Dataset entries
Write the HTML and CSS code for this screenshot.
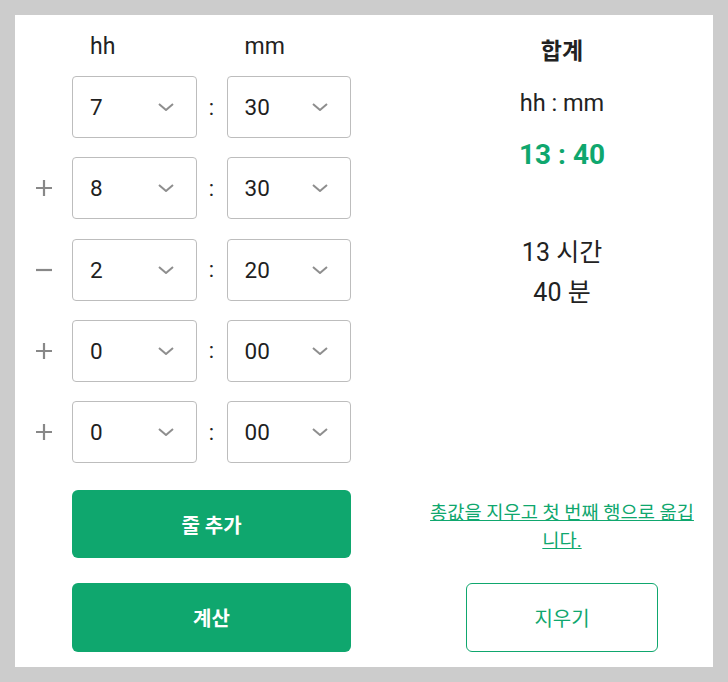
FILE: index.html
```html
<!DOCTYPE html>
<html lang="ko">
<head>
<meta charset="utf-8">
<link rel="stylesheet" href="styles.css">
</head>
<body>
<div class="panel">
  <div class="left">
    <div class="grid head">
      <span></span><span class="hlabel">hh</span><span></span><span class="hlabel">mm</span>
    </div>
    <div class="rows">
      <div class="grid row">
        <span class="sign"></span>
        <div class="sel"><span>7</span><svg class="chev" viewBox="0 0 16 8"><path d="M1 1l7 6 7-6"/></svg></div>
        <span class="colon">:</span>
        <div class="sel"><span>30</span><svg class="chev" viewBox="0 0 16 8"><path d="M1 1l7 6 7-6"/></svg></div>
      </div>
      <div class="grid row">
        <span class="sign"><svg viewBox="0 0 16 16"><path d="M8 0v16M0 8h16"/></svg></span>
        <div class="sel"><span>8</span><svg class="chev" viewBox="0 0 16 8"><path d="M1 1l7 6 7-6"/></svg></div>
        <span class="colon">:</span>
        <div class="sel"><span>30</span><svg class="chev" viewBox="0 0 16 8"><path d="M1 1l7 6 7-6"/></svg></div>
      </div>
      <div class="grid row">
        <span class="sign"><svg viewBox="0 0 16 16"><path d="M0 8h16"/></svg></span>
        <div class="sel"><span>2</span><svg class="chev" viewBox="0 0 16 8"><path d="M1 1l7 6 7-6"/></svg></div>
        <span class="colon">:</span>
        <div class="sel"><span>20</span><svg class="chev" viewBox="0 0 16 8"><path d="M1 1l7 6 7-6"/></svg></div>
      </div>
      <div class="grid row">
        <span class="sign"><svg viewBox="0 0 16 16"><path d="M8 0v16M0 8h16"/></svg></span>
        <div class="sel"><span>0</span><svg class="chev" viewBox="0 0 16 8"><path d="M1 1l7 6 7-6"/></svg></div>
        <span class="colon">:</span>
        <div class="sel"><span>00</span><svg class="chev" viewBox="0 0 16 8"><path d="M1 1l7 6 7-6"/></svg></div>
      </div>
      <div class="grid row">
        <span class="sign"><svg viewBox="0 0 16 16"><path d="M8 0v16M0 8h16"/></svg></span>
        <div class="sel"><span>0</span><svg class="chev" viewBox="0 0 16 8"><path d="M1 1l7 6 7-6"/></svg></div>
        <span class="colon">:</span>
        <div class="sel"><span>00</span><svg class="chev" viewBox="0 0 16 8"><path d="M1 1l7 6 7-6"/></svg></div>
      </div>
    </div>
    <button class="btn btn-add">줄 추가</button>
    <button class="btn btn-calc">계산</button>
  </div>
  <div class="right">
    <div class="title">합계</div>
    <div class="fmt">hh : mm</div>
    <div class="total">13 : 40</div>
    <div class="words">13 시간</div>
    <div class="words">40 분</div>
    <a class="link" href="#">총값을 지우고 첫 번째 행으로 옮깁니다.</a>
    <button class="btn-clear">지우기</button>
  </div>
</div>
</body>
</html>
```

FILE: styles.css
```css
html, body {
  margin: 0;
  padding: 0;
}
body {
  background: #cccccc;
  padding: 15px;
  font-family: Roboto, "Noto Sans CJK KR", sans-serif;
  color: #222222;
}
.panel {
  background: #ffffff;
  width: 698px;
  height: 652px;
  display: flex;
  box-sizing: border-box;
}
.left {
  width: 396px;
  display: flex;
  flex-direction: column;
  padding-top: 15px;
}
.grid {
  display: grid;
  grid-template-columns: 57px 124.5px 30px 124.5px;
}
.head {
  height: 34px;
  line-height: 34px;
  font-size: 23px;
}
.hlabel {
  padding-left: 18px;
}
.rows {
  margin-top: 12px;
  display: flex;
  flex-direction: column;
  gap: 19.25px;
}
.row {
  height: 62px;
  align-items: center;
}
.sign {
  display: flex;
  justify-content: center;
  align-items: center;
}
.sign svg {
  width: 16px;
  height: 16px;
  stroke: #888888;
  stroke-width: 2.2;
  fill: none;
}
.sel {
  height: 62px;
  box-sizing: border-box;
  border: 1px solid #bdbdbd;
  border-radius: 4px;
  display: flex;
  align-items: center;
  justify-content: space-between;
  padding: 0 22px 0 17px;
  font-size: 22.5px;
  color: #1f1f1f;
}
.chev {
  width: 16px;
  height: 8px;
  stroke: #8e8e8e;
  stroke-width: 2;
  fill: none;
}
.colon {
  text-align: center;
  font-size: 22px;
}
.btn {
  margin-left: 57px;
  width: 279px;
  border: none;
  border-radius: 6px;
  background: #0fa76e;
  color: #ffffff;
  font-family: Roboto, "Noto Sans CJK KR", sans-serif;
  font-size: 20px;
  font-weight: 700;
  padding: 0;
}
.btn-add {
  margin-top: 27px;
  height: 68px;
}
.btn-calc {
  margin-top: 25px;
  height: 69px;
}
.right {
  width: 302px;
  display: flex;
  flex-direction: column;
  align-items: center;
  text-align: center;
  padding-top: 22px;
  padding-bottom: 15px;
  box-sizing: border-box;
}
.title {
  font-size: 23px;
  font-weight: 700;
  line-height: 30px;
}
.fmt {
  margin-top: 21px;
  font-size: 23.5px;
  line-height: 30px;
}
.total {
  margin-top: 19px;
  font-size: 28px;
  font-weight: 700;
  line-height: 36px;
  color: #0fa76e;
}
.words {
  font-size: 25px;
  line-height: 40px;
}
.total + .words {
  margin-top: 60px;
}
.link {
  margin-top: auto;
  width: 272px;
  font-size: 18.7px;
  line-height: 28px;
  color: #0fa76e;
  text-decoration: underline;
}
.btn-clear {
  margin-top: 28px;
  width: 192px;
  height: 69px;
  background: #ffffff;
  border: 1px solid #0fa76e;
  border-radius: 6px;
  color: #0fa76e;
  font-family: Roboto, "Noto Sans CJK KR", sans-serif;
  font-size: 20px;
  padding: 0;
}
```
...
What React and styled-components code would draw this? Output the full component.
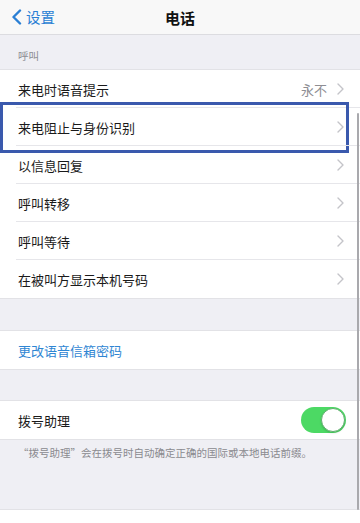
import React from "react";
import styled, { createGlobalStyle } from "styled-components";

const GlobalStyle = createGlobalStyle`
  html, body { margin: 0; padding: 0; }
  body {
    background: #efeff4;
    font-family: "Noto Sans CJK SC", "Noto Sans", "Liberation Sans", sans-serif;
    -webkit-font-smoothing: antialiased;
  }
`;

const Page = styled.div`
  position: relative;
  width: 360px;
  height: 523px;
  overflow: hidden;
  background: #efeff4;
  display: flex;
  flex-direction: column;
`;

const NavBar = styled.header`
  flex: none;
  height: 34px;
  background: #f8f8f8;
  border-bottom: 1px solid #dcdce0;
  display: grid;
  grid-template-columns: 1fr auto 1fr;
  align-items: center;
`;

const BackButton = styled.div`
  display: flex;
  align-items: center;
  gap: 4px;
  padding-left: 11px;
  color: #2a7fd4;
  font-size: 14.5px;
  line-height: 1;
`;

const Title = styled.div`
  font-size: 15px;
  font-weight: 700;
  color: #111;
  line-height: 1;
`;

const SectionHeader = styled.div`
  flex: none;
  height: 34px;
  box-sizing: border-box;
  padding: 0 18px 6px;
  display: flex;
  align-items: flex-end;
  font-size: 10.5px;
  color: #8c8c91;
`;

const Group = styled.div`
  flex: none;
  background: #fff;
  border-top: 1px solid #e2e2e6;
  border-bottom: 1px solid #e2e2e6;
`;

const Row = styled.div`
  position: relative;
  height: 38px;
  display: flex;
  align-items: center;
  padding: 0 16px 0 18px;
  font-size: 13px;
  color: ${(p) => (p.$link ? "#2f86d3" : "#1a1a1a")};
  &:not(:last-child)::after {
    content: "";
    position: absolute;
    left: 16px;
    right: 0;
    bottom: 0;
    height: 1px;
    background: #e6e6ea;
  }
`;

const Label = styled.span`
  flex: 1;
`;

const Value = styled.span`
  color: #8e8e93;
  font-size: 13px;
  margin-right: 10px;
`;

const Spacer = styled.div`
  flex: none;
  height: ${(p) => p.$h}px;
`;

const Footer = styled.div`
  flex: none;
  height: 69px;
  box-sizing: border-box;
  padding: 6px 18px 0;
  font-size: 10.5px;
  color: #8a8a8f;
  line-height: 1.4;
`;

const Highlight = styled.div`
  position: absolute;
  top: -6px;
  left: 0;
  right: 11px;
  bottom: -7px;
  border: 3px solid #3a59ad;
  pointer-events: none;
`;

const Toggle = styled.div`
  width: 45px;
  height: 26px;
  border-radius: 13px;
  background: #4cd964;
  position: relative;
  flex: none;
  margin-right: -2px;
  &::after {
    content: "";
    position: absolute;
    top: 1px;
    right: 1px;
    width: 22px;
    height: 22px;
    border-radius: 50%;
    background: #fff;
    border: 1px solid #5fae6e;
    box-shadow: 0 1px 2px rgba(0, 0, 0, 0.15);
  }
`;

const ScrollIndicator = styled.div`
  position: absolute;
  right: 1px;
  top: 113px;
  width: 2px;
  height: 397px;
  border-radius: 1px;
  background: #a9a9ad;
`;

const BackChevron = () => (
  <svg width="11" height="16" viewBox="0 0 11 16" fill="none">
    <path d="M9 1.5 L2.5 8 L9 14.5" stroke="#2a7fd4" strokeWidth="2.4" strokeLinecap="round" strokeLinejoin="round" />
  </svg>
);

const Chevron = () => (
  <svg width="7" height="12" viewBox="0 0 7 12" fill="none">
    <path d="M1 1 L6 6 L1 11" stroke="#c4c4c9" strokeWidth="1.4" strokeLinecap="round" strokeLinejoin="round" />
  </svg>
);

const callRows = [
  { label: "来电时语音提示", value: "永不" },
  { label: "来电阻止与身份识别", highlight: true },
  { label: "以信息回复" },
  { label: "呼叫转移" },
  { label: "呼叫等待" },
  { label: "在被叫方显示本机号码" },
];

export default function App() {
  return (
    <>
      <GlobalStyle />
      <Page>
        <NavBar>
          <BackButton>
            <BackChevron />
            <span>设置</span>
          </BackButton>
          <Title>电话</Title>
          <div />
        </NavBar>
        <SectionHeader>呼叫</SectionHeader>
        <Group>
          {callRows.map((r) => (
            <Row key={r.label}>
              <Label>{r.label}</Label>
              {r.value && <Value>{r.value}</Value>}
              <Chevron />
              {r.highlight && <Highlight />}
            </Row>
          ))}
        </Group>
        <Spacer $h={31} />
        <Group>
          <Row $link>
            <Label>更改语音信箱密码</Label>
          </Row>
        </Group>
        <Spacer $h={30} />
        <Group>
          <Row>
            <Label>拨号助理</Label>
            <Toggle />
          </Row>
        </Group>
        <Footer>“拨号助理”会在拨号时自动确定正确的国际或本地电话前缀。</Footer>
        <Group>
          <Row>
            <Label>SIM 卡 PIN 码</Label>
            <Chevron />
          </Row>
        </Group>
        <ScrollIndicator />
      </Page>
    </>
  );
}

Task requirements
Each line in the entries above that includes the string "React" should be extracted.

Answer to the problem
What React and styled-components code would draw this? Output the full component.
import React from "react";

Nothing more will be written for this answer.